● **Given problem**
Carry none of the pictures over; write out the complete data exactly.

● **Data segment**
------------------------------------------------

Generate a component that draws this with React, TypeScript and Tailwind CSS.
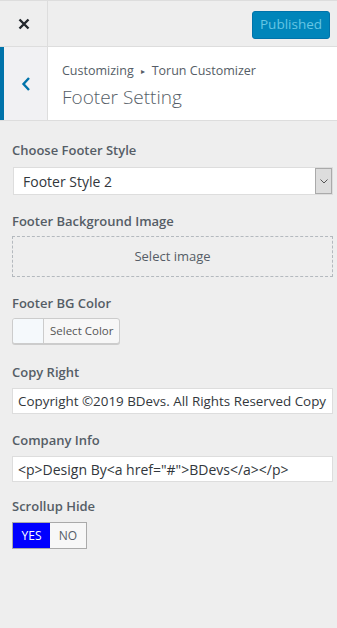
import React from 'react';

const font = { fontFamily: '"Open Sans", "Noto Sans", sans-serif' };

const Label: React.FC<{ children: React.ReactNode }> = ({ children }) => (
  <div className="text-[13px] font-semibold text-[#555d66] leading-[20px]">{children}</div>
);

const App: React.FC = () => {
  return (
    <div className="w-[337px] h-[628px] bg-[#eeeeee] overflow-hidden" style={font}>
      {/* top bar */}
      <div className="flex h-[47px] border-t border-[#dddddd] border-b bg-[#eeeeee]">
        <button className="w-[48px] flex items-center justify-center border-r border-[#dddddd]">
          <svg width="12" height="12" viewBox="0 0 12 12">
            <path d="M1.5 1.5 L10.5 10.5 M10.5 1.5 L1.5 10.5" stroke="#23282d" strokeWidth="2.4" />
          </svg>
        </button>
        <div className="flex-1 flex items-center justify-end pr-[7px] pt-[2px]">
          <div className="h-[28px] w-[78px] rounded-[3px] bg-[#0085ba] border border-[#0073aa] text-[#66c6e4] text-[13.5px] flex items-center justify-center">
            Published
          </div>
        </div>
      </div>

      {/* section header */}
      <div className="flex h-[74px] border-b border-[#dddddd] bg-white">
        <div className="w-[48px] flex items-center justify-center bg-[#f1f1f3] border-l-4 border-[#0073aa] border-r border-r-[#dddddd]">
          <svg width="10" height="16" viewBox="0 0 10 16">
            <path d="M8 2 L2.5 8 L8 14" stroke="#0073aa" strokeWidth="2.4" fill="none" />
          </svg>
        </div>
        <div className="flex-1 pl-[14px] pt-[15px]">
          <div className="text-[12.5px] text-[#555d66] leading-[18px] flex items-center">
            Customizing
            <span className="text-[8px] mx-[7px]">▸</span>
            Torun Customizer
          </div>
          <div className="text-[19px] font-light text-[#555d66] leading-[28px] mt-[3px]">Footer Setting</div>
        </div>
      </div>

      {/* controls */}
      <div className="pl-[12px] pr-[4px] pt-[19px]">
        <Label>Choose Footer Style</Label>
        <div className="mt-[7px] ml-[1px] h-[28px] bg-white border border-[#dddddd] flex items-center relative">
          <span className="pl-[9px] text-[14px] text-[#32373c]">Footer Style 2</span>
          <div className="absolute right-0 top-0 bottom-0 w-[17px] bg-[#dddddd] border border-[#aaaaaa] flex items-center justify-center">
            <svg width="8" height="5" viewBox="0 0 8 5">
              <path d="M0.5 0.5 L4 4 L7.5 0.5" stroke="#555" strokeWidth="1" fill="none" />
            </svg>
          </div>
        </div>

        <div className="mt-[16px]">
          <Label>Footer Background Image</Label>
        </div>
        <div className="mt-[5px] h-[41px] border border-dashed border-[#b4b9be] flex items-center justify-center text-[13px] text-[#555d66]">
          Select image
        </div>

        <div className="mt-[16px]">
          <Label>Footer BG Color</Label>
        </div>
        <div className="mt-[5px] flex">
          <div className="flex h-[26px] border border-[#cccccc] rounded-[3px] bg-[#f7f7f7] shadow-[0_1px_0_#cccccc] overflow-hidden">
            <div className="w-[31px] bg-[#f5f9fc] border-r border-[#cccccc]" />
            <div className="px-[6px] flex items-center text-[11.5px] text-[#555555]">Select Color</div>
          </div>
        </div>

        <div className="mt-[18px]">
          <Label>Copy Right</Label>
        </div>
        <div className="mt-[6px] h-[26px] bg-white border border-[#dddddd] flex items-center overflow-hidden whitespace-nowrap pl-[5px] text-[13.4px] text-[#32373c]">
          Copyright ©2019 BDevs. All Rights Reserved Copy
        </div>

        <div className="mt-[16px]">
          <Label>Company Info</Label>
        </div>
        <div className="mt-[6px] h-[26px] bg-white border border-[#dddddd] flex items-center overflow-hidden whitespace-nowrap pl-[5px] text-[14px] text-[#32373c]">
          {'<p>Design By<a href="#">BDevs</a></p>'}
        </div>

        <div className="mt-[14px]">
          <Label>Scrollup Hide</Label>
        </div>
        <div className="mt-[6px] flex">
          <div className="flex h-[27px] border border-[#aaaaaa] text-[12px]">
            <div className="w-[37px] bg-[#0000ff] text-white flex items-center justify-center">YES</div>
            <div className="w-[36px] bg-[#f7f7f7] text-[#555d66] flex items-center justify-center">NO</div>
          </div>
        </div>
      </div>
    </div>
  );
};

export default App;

------------------------------------------------

● **Final result**
Generate a component that draws this with React, TypeScript and Tailwind CSS.
import React from 'react';

const font = { fontFamily: '"Open Sans", "Noto Sans", sans-serif' };

const Label: React.FC<{ children: React.ReactNode }> = ({ children }) => (
  <div className="text-[13px] font-semibold text-[#555d66] leading-[20px]">{children}</div>
);

const App: React.FC = () => {
  return (
    <div className="w-[337px] h-[628px] bg-[#eeeeee] overflow-hidden" style={font}>
      {/* top bar */}
      <div className="flex h-[47px] border-t border-[#dddddd] border-b bg-[#eeeeee]">
        <button className="w-[48px] flex items-center justify-center border-r border-[#dddddd]">
          <svg width="12" height="12" viewBox="0 0 12 12">
            <path d="M1.5 1.5 L10.5 10.5 M10.5 1.5 L1.5 10.5" stroke="#23282d" strokeWidth="2.4" />
          </svg>
        </button>
        <div className="flex-1 flex items-center justify-end pr-[7px] pt-[2px]">
          <div className="h-[28px] w-[78px] rounded-[3px] bg-[#0085ba] border border-[#0073aa] text-[#66c6e4] text-[13.5px] flex items-center justify-center">
            Published
          </div>
        </div>
      </div>

      {/* section header */}
      <div className="flex h-[74px] border-b border-[#dddddd] bg-white">
        <div className="w-[48px] flex items-center justify-center bg-[#f1f1f3] border-l-4 border-[#0073aa] border-r border-r-[#dddddd]">
          <svg width="10" height="16" viewBox="0 0 10 16">
            <path d="M8 2 L2.5 8 L8 14" stroke="#0073aa" strokeWidth="2.4" fill="none" />
          </svg>
        </div>
        <div className="flex-1 pl-[14px] pt-[15px]">
          <div className="text-[12.5px] text-[#555d66] leading-[18px] flex items-center">
            Customizing
            <span className="text-[8px] mx-[7px]">▸</span>
            Torun Customizer
          </div>
          <div className="text-[19px] font-light text-[#555d66] leading-[28px] mt-[3px]">Footer Setting</div>
        </div>
      </div>

      {/* controls */}
      <div className="pl-[12px] pr-[4px] pt-[19px]">
        <Label>Choose Footer Style</Label>
        <div className="mt-[7px] ml-[1px] h-[28px] bg-white border border-[#dddddd] flex items-center relative">
          <span className="pl-[9px] text-[14px] text-[#32373c]">Footer Style 2</span>
          <div className="absolute right-0 top-0 bottom-0 w-[17px] bg-[#dddddd] border border-[#aaaaaa] flex items-center justify-center">
            <svg width="8" height="5" viewBox="0 0 8 5">
              <path d="M0.5 0.5 L4 4 L7.5 0.5" stroke="#555" strokeWidth="1" fill="none" />
            </svg>
          </div>
        </div>

        <div className="mt-[16px]">
          <Label>Footer Background Image</Label>
        </div>
        <div className="mt-[5px] h-[41px] border border-dashed border-[#b4b9be] flex items-center justify-center text-[13px] text-[#555d66]">
          Select image
        </div>

        <div className="mt-[16px]">
          <Label>Footer BG Color</Label>
        </div>
        <div className="mt-[5px] flex">
          <div className="flex h-[26px] border border-[#cccccc] rounded-[3px] bg-[#f7f7f7] shadow-[0_1px_0_#cccccc] overflow-hidden">
            <div className="w-[31px] bg-[#f5f9fc] border-r border-[#cccccc]" />
            <div className="px-[6px] flex items-center text-[11.5px] text-[#555555]">Select Color</div>
          </div>
        </div>

        <div className="mt-[18px]">
          <Label>Copy Right</Label>
        </div>
        <div className="mt-[6px] h-[26px] bg-white border border-[#dddddd] flex items-center overflow-hidden whitespace-nowrap pl-[5px] text-[13.4px] text-[#32373c]">
          Copyright ©2019 BDevs. All Rights Reserved Copy
        </div>

        <div className="mt-[16px]">
          <Label>Company Info</Label>
        </div>
        <div className="mt-[6px] h-[26px] bg-white border border-[#dddddd] flex items-center overflow-hidden whitespace-nowrap pl-[5px] text-[14px] text-[#32373c]">
          {'<p>Design By<a href="#">BDevs</a></p>'}
        </div>

        <div className="mt-[14px]">
          <Label>Scrollup Hide</Label>
        </div>
        <div className="mt-[6px] flex">
          <div className="flex h-[27px] border border-[#aaaaaa] text-[12px]">
            <div className="w-[37px] bg-[#0000ff] text-white flex items-center justify-center">YES</div>
            <div className="w-[36px] bg-[#f7f7f7] text-[#555d66] flex items-center justify-center">NO</div>
          </div>
        </div>
      </div>
    </div>
  );
};

export default App;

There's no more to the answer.